Paul Krugman Drinking Game

In Australia, universities are currently on their summer holidays. This is a time where instead of allowing students to finish their degrees earlier, universities allow their lecturers to do their “real work” without all those pesky students to teach. In the absence of formal education students need to find fun ways of learning more about economics. In response to this need I have created the Paul Krugman drinking game. The rules of the game are simple.

1. First one person is chosen to read articles from Paul Krugman’s New York Times blog, the Conscience of a Liberal.
2. Everytime Prof. Krugman refers to one of his own papers or claims to have written about something before anyone else you have a drink.
3. Don’t drive home after this game as you will be very drunk.

Just to be fair to Paul Krugman I have enjoyed reading many of his papers, blog entries and his book return to Depression Era Economics.

6 thoughts on “Paul Krugman Drinking Game

  1. Leading with you chin as usual, Sanchez. Unbelievable. Here’s the first rule in any debating tactic. Never ask a question you don’t the answer to.

    “Op-Ed columnist Paul Krugman has the disturbing habit of shaping, slicing and selectively citing numbers in a fashion that pleases his acolytes but leaves him open to substantive assaults”

    Dan Okrent, The New York Times first public ombudsman.
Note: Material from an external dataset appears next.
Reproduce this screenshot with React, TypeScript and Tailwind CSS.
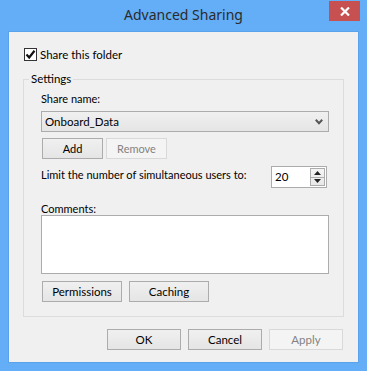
import React from "react";

const btn =
  "h-[21px] border border-[#acacac] bg-gradient-to-b from-[#f0f0f0] to-[#e5e5e5] text-black flex items-center justify-center";
const btnDisabled =
  "h-[21px] border border-[#d9d9d9] bg-[#f4f4f4] text-[#838383] flex items-center justify-center";

export default function App() {
  return (
    <div className="w-[367px] h-[371px] bg-[#63aef6] flex flex-col font-['Lato',sans-serif] text-[11px] text-black leading-[16px]">
      <div className="relative h-[31px] flex items-center justify-center">
        <span className="font-['Noto_Sans',sans-serif] text-[14px] text-[#2b2b2b] -mt-[1px]">Advanced Sharing</span>
        <button className="absolute right-[7px] top-[1px] w-[31px] h-[20px] bg-[#c75050] flex items-center justify-center">
          <svg width="10" height="9" viewBox="0 0 10 9">
            <path d="M1 0.5 L9 8.5 M9 0.5 L1 8.5" stroke="white" strokeWidth="2.2" />
          </svg>
        </button>
      </div>

      <div className="mx-[8px] mb-[8px] flex-1 bg-[#f0f0f0] border border-[#5aa3ea] flex flex-col px-[14px] pt-[16px]">
        <label className="flex items-center h-[13px] ml-[1px] gap-[3px]">
          <span className="w-[13px] h-[13px] border border-[#333] bg-white flex items-center justify-center">
            <svg width="11" height="11" viewBox="0 0 11 11">
              <path d="M1.5 5.5 L4.2 8.5 L9.5 1.8" stroke="#111" strokeWidth="2.2" fill="none" />
            </svg>
          </span>
          <span className="text-[11.5px]">Share this folder</span>
        </label>

        <fieldset className="mt-[10px] border border-[#dcdcdc] pl-[5px] pr-[5px] pb-[14px]">
          <legend className="px-[2px] leading-[16px] text-[11.5px]">Settings</legend>
          <div className="pl-[12px] pr-[9px] flex flex-col">
            <div className="mt-[4px]">Share name:</div>
            <div className="mt-[4px] h-[21px] border border-[#acacac] bg-gradient-to-b from-[#f0f0f0] to-[#e5e5e5] flex items-center justify-between pl-[3px] pr-[5px]">
              <span className="text-[11.5px]">Onboard_Data</span>
              <svg width="8" height="6" viewBox="0 0 8 6">
                <path d="M0.8 0.8 L4 4.2 L7.2 0.8" stroke="#555" strokeWidth="2" fill="none" />
              </svg>
            </div>
            <div className="mt-[6px] flex gap-[3px] ml-[1px]">
              <button className={`${btn} w-[61px]`}>Add</button>
              <button className={`${btnDisabled} w-[61px]`}>Remove</button>
            </div>
            <div className="mt-[7px] flex items-center justify-between">
              <span className="-mt-[4px]">Limit the number of simultaneous users to:</span>
              <div className="mr-[2px] w-[56px] h-[22px] border border-[#acacac] bg-white flex items-center justify-between pl-[3px] pr-[1px]">
                <span className="text-[11.5px]">20</span>
                <div className="w-[15px] h-[18px] border border-[#acacac] bg-gradient-to-b from-[#f4f4f4] to-[#e8e8e8] flex flex-col">
                  <div className="flex-1 flex items-center justify-center border-b border-[#acacac]">
                    <svg width="7" height="4" viewBox="0 0 7 4">
                      <path d="M0 4 L3.5 0 L7 4 Z" fill="#222" />
                    </svg>
                  </div>
                  <div className="flex-1 flex items-center justify-center">
                    <svg width="7" height="4" viewBox="0 0 7 4">
                      <path d="M0 0 L3.5 4 L7 0 Z" fill="#222" />
                    </svg>
                  </div>
                </div>
              </div>
            </div>
            <div className="mt-[14px] leading-[13px]">Comments:</div>
            <textarea className="h-[59px] border border-[#acacac] bg-white resize-none outline-none" />
            <div className="mt-[7px] flex gap-[7px] ml-[1px]">
              <button className={`${btn} w-[80px] border-[#3399ff] text-[11.5px]`}>Permissions</button>
              <button className={`${btn} w-[80px] text-[11.5px]`}>Caching</button>
            </div>
          </div>
        </fieldset>

        <div className="mt-[12px] mr-[1px] flex justify-end gap-[7px] text-[11.5px]">
          <button className={`${btn} w-[74px]`}>OK</button>
          <button className={`${btn} w-[74px]`}>Cancel</button>
          <button className={`${btnDisabled} w-[74px]`}>Apply</button>
        </div>
      </div>
    </div>
  );
}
Hysterical that the public Omb appinted by the Times after their major scandal calls Krugman a liar.

    http://www.nytimes.com/2005/05/22/weekinreview/22okrent.html?hp&oref=login

  2. Cheers, JC.

    That makes two examples of writers attempting to debunk Krugman’s actual arguments, while Justin Campbell can only muster cheap mockery without any original thought.

    Any more?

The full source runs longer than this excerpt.